'''

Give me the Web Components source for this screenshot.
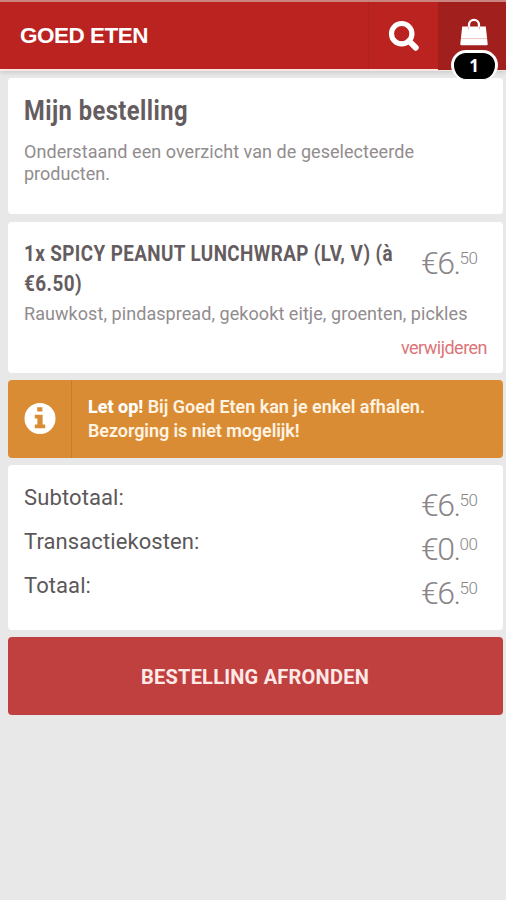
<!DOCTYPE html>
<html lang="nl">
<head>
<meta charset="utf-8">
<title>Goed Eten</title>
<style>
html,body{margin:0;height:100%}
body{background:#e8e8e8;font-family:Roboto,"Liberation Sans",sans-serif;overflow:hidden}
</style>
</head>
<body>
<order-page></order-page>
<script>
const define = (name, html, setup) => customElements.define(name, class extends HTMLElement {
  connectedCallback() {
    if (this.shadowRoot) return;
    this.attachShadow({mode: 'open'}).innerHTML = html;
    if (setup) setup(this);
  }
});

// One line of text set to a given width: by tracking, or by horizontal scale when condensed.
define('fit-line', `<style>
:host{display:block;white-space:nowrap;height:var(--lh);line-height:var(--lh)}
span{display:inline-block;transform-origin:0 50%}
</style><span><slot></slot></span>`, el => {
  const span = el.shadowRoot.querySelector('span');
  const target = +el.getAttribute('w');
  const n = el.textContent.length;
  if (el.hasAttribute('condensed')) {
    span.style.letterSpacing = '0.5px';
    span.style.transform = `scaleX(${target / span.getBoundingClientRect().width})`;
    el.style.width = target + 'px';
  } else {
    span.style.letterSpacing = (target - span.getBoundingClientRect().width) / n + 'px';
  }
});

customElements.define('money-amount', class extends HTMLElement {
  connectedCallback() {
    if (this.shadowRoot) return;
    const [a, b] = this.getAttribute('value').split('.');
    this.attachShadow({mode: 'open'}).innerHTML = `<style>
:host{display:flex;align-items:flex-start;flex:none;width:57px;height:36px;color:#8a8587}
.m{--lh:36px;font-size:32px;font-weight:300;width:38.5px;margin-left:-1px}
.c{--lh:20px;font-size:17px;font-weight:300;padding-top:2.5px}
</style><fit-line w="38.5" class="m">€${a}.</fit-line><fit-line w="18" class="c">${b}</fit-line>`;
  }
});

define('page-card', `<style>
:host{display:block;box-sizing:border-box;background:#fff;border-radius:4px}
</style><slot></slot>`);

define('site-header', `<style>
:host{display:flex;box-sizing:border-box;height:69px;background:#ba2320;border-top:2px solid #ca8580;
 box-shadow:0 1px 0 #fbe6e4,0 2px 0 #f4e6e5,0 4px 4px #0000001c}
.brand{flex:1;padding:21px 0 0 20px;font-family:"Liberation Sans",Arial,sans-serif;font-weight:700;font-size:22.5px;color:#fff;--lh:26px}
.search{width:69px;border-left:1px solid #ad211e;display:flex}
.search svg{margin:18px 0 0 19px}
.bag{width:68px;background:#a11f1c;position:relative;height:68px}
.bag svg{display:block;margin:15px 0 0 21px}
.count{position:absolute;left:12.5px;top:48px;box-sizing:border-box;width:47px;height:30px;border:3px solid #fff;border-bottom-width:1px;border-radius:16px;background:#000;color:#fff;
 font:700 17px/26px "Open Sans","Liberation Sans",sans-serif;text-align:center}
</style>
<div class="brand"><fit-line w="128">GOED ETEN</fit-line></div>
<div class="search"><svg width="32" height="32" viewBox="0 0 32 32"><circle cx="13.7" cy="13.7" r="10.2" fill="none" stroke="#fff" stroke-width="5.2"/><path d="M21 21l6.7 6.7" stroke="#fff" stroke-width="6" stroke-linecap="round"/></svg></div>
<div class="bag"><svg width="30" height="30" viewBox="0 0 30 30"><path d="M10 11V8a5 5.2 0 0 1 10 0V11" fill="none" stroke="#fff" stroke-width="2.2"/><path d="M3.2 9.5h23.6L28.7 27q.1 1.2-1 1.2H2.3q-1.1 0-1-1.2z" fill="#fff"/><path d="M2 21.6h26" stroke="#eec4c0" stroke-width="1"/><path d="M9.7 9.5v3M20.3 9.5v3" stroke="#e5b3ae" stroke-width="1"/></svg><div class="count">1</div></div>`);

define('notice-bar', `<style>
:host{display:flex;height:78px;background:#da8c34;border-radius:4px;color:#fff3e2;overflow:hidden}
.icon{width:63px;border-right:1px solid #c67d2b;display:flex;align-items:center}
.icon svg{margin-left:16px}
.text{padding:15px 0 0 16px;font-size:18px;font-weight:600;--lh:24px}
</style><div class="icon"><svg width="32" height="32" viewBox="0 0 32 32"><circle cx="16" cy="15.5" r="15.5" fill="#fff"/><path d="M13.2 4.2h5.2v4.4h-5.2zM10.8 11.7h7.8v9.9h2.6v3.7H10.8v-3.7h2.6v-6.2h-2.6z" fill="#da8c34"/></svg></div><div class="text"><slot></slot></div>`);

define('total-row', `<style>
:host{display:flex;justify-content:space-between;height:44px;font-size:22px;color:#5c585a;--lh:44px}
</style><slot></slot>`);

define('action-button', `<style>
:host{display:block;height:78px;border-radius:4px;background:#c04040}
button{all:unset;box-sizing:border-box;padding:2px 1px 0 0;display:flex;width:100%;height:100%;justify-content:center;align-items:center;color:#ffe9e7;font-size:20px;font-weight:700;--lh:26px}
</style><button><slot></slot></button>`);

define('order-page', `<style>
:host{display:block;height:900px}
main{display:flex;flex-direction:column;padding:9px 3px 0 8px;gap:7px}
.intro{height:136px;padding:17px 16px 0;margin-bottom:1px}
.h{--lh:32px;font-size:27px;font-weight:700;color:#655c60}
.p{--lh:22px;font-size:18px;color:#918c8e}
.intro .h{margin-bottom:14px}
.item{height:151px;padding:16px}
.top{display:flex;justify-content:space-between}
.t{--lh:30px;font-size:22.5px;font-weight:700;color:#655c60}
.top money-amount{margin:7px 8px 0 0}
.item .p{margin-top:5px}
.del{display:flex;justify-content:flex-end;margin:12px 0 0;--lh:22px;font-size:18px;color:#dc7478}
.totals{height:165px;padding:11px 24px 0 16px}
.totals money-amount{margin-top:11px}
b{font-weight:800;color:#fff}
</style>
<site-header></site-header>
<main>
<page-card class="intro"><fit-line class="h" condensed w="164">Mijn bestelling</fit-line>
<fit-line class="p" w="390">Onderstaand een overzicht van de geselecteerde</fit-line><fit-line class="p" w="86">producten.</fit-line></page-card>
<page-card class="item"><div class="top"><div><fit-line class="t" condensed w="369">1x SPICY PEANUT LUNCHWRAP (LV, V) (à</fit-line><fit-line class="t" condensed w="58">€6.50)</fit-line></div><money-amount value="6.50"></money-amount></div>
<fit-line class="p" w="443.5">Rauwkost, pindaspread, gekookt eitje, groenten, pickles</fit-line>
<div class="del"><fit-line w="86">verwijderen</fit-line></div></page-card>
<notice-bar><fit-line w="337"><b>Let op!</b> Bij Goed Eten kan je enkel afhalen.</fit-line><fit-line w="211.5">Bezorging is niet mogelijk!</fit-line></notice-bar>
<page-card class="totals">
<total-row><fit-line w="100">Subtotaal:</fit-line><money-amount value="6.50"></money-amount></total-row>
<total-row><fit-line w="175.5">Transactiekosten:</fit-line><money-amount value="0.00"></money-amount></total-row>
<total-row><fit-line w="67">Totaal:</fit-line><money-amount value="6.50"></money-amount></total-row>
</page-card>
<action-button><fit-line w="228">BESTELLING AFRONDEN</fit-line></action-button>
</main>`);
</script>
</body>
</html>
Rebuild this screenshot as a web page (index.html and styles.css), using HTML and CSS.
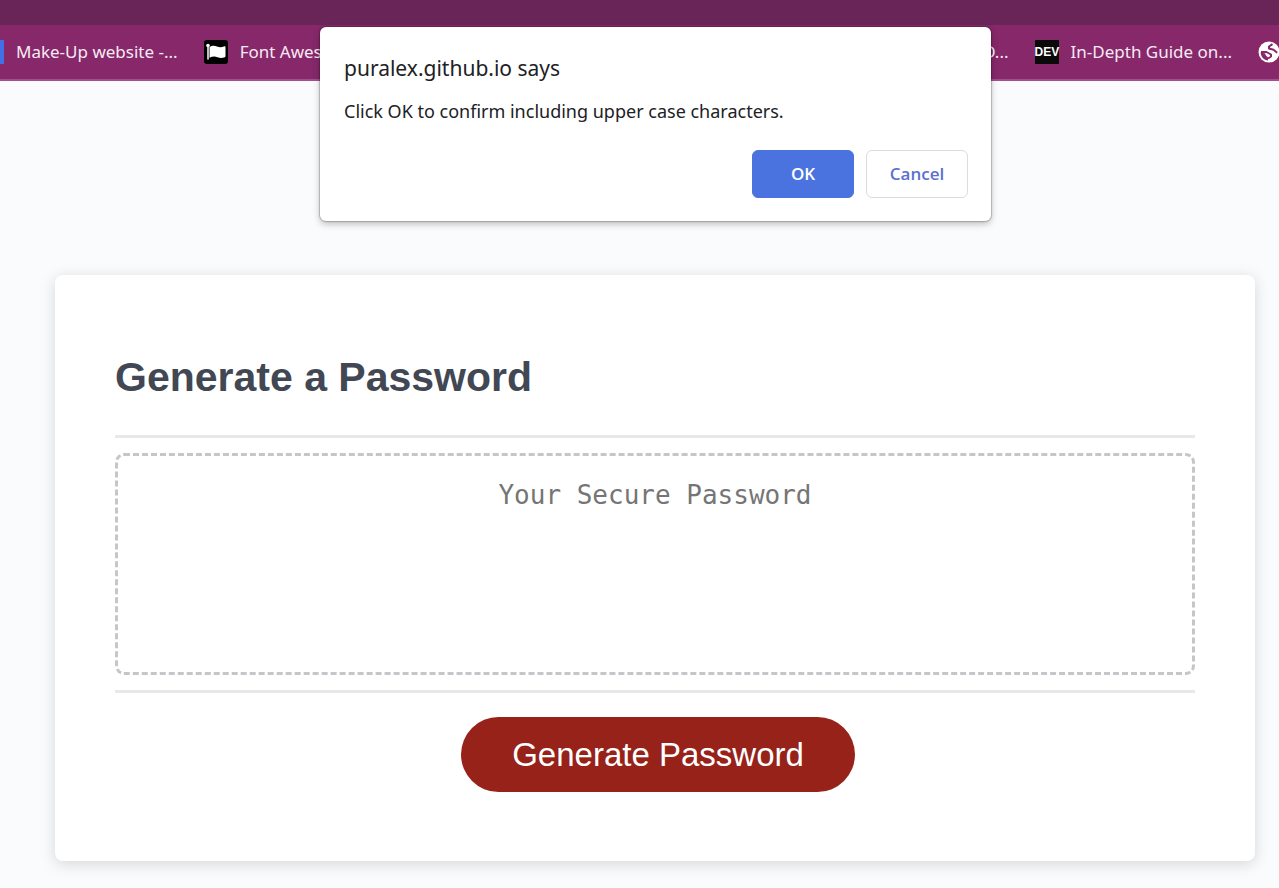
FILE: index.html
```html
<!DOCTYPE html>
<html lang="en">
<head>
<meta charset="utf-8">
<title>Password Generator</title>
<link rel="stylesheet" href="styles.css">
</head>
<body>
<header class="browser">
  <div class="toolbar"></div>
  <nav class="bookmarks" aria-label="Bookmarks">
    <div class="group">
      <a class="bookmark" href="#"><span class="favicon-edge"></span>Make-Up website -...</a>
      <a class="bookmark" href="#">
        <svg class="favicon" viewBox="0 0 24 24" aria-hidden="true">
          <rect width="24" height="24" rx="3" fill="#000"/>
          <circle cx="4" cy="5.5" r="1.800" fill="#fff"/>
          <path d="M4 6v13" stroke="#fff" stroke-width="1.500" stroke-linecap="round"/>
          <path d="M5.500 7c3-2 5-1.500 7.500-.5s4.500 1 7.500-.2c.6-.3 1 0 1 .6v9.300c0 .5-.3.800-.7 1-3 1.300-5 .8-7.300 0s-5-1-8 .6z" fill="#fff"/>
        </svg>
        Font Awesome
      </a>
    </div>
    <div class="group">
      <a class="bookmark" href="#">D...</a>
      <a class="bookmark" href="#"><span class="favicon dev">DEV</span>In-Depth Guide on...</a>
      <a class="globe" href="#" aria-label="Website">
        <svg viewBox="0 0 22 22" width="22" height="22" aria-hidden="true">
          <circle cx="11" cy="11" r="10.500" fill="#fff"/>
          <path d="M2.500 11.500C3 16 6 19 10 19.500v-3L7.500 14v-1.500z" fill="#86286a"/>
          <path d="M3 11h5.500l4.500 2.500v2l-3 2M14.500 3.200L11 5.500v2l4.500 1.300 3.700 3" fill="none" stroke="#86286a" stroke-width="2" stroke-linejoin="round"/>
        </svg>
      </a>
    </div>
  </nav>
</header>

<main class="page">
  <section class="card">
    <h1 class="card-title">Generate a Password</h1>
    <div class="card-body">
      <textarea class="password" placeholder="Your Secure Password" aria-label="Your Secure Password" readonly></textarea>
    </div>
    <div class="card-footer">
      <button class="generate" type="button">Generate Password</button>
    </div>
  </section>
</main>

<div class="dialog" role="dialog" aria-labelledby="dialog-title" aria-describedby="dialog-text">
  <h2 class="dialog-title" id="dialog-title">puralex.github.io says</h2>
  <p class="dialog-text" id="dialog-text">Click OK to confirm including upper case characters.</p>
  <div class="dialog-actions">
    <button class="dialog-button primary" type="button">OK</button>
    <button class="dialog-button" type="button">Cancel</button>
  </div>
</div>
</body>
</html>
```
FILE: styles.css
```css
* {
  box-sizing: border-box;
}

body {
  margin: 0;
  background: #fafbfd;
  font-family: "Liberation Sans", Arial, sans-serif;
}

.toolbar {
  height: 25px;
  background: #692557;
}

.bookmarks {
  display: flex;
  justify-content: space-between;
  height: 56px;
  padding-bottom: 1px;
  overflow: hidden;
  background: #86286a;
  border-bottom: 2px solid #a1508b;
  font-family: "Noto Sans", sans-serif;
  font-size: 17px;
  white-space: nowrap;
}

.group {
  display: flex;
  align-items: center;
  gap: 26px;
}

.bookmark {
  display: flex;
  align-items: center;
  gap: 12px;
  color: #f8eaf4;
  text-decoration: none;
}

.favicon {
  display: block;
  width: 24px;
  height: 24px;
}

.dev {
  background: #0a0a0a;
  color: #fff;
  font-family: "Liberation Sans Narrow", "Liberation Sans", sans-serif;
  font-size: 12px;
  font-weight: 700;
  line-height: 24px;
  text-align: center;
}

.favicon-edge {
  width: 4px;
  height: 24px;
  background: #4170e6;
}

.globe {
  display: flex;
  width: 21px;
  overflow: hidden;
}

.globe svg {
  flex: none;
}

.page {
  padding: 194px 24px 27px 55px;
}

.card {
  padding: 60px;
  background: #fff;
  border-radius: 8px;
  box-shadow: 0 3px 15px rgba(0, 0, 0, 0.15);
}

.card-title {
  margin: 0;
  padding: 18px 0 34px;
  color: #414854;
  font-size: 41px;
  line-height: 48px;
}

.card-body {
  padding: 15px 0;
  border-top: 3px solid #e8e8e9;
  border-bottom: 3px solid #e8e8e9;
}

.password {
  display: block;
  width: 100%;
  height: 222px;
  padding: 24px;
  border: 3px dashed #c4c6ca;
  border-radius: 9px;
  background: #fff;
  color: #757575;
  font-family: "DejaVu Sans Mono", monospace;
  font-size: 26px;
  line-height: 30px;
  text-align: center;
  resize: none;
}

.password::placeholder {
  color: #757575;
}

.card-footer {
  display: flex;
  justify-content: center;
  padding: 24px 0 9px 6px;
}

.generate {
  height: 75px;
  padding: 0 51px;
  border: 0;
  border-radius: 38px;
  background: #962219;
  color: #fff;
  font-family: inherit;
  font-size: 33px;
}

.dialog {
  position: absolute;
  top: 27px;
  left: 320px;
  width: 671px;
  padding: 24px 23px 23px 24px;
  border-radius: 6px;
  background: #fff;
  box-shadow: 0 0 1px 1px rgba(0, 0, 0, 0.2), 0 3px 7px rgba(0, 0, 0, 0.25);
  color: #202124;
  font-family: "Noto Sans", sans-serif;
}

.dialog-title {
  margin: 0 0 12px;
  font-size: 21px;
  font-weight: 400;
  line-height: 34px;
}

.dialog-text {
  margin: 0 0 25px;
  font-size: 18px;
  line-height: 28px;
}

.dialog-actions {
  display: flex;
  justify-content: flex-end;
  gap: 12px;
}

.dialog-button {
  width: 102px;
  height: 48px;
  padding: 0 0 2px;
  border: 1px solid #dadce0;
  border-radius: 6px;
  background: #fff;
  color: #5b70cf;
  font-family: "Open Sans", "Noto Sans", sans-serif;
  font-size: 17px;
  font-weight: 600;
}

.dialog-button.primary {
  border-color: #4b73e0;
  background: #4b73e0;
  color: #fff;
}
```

'''

# GOAL
Identify the lines in the entries above that contain "styles", then copy them out.

# EXERCISE RESPONSE
Rebuild this screenshot as a web page (index.html and styles.css), using HTML and CSS.
<link rel="stylesheet" href="styles.css">
FILE: styles.css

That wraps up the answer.